● **WHAT THE EXERCISE ASKS**
Only the lines from the one containing "Write a component that recreates this table" through the one containing "export default App;" belong in the answer; copy them exactly and leave out pictures.

#### ENTRIES ####

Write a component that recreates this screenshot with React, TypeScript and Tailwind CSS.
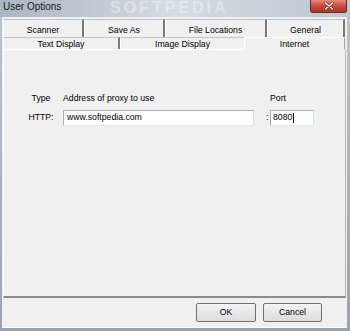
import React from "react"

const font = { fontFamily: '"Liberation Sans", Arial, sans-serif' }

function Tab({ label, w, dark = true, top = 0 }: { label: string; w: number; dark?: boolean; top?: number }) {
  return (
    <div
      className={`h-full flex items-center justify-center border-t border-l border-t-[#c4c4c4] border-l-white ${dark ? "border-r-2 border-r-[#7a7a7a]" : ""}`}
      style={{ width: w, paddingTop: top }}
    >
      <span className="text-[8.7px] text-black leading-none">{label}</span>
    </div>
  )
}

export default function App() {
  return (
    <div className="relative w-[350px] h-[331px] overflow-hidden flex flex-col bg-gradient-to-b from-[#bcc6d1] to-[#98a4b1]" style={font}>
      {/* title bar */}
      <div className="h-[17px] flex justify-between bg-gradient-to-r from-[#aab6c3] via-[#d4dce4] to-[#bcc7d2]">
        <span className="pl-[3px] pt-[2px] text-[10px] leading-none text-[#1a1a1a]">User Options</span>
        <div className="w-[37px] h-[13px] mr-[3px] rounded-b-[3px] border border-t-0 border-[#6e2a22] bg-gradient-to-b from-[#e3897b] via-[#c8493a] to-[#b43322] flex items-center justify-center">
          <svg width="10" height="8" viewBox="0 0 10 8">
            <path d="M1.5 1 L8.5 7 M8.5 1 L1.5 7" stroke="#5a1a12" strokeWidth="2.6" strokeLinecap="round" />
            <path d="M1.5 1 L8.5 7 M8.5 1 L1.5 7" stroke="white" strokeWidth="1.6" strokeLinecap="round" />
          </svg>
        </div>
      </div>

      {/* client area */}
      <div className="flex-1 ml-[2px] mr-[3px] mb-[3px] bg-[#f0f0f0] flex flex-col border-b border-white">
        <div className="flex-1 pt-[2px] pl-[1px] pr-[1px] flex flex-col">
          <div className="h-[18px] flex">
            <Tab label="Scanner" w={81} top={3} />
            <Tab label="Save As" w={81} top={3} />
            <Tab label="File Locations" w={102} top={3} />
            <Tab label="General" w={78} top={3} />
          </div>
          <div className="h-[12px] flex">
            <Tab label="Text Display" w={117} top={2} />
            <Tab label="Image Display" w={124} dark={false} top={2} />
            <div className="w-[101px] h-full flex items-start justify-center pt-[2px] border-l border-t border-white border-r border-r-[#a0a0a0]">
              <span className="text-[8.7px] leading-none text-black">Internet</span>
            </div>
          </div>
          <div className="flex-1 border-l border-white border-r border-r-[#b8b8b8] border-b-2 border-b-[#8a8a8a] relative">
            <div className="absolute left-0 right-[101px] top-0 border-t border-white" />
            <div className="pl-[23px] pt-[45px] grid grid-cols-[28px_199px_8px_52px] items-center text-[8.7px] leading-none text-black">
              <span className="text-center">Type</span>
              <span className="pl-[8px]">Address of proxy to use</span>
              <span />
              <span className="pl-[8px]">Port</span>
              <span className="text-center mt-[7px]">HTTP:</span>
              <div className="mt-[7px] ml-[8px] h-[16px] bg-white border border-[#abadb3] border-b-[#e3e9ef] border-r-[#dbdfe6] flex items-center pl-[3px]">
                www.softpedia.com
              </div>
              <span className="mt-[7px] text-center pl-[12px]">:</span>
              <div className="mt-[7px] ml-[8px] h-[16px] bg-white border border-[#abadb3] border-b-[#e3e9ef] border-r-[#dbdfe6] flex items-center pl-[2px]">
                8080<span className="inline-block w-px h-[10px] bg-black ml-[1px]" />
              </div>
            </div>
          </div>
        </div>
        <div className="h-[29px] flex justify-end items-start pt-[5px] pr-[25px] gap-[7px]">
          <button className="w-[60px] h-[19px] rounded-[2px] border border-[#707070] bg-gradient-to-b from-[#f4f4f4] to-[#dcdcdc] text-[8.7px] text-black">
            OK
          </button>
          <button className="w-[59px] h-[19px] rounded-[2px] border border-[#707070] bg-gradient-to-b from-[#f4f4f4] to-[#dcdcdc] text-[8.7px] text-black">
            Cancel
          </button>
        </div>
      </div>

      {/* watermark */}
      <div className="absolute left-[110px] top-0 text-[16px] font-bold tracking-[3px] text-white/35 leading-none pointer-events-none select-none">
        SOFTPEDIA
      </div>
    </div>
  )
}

####
#### ENTRIES ####

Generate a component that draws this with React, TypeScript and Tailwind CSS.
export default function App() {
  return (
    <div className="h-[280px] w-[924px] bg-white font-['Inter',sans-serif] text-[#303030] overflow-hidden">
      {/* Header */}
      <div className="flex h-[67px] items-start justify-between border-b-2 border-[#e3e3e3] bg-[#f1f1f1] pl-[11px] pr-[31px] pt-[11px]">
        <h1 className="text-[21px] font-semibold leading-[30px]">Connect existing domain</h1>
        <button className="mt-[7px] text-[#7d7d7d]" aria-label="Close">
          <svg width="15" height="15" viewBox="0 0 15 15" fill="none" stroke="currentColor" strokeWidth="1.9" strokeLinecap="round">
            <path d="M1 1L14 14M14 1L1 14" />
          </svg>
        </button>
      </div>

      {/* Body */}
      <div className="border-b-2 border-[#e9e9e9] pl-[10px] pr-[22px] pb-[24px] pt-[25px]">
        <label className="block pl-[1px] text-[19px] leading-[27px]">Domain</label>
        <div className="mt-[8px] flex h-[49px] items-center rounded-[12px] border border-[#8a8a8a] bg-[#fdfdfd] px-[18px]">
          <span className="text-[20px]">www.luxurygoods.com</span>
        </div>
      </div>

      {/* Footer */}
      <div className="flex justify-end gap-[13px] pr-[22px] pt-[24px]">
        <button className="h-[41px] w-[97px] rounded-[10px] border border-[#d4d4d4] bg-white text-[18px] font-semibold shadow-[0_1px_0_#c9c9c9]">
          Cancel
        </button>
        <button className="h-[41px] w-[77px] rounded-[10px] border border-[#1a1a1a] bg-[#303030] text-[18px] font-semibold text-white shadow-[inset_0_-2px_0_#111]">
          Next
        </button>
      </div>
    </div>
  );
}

####
#### ENTRIES ####

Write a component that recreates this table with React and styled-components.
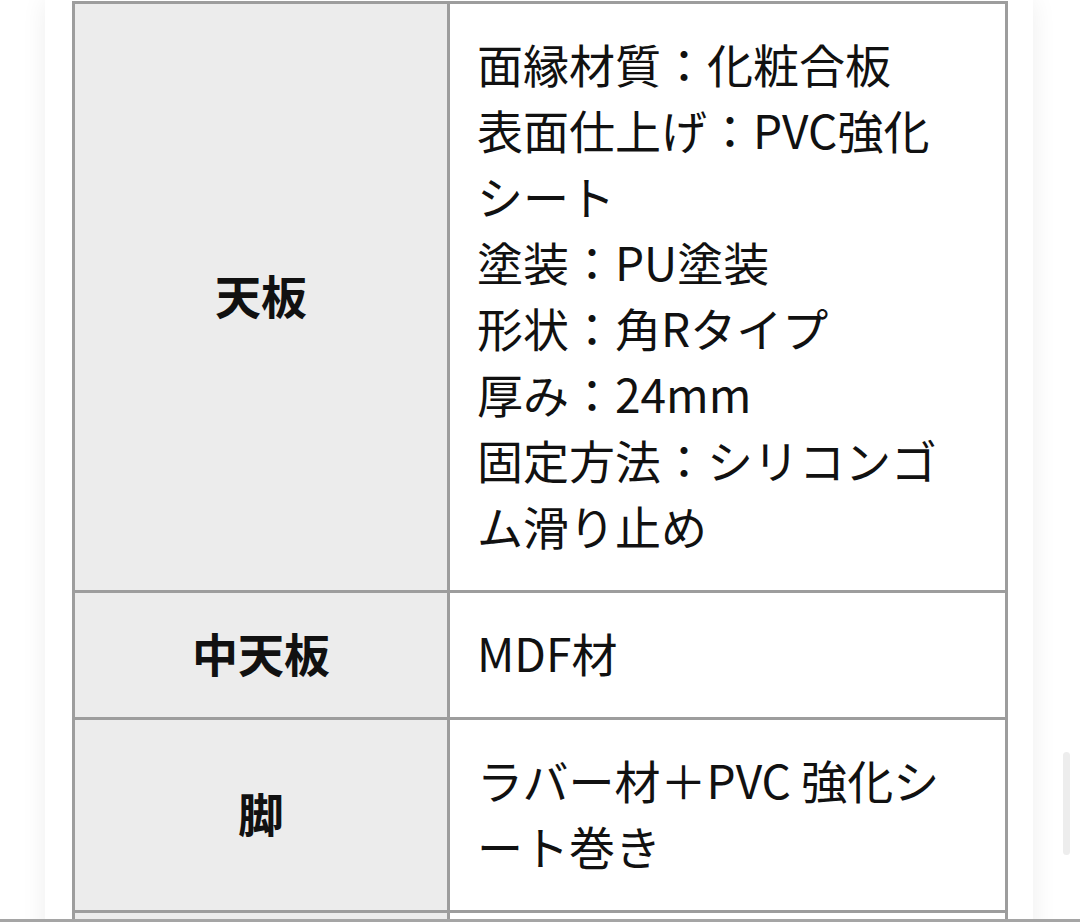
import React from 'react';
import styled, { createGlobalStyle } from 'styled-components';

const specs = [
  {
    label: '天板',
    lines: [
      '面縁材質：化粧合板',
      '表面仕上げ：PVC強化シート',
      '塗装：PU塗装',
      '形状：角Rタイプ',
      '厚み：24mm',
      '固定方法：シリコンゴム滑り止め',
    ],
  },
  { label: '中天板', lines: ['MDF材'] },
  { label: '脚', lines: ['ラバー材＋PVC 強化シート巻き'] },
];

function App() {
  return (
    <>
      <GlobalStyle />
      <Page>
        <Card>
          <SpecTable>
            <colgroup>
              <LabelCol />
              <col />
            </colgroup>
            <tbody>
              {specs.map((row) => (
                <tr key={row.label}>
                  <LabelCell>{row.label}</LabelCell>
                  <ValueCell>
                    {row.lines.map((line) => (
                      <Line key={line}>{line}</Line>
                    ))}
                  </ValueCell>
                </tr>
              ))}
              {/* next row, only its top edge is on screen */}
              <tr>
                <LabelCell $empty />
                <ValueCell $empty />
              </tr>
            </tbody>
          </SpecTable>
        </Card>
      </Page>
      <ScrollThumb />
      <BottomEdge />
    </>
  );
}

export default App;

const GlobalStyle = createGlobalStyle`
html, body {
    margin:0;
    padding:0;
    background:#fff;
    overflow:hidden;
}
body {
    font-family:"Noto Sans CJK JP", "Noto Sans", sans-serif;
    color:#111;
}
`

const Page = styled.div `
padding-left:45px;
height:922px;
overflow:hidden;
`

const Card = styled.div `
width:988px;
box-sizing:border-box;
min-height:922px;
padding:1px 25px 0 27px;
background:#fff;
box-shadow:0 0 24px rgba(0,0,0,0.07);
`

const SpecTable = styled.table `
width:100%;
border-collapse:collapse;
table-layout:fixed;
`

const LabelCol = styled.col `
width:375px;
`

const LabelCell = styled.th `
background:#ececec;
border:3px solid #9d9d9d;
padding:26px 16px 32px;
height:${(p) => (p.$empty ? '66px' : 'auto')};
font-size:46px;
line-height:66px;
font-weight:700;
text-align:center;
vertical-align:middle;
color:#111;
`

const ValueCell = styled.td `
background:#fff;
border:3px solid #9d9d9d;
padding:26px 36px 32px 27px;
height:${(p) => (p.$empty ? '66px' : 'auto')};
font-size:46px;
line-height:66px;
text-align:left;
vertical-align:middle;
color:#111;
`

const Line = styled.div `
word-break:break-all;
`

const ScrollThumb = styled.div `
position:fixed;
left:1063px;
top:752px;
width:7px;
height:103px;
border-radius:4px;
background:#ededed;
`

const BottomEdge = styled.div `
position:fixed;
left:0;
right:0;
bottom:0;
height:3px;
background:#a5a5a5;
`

####

● **ANSWER TO THIS TASK**
Write a component that recreates this table with React and styled-components.
import React from 'react';
import styled, { createGlobalStyle } from 'styled-components';

const specs = [
  {
    label: '天板',
    lines: [
      '面縁材質：化粧合板',
      '表面仕上げ：PVC強化シート',
      '塗装：PU塗装',
      '形状：角Rタイプ',
      '厚み：24mm',
      '固定方法：シリコンゴム滑り止め',
    ],
  },
  { label: '中天板', lines: ['MDF材'] },
  { label: '脚', lines: ['ラバー材＋PVC 強化シート巻き'] },
];

function App() {
  return (
    <>
      <GlobalStyle />
      <Page>
        <Card>
          <SpecTable>
            <colgroup>
              <LabelCol />
              <col />
            </colgroup>
            <tbody>
              {specs.map((row) => (
                <tr key={row.label}>
                  <LabelCell>{row.label}</LabelCell>
                  <ValueCell>
                    {row.lines.map((line) => (
                      <Line key={line}>{line}</Line>
                    ))}
                  </ValueCell>
                </tr>
              ))}
              {/* next row, only its top edge is on screen */}
              <tr>
                <LabelCell $empty />
                <ValueCell $empty />
              </tr>
            </tbody>
          </SpecTable>
        </Card>
      </Page>
      <ScrollThumb />
      <BottomEdge />
    </>
  );
}

export default App;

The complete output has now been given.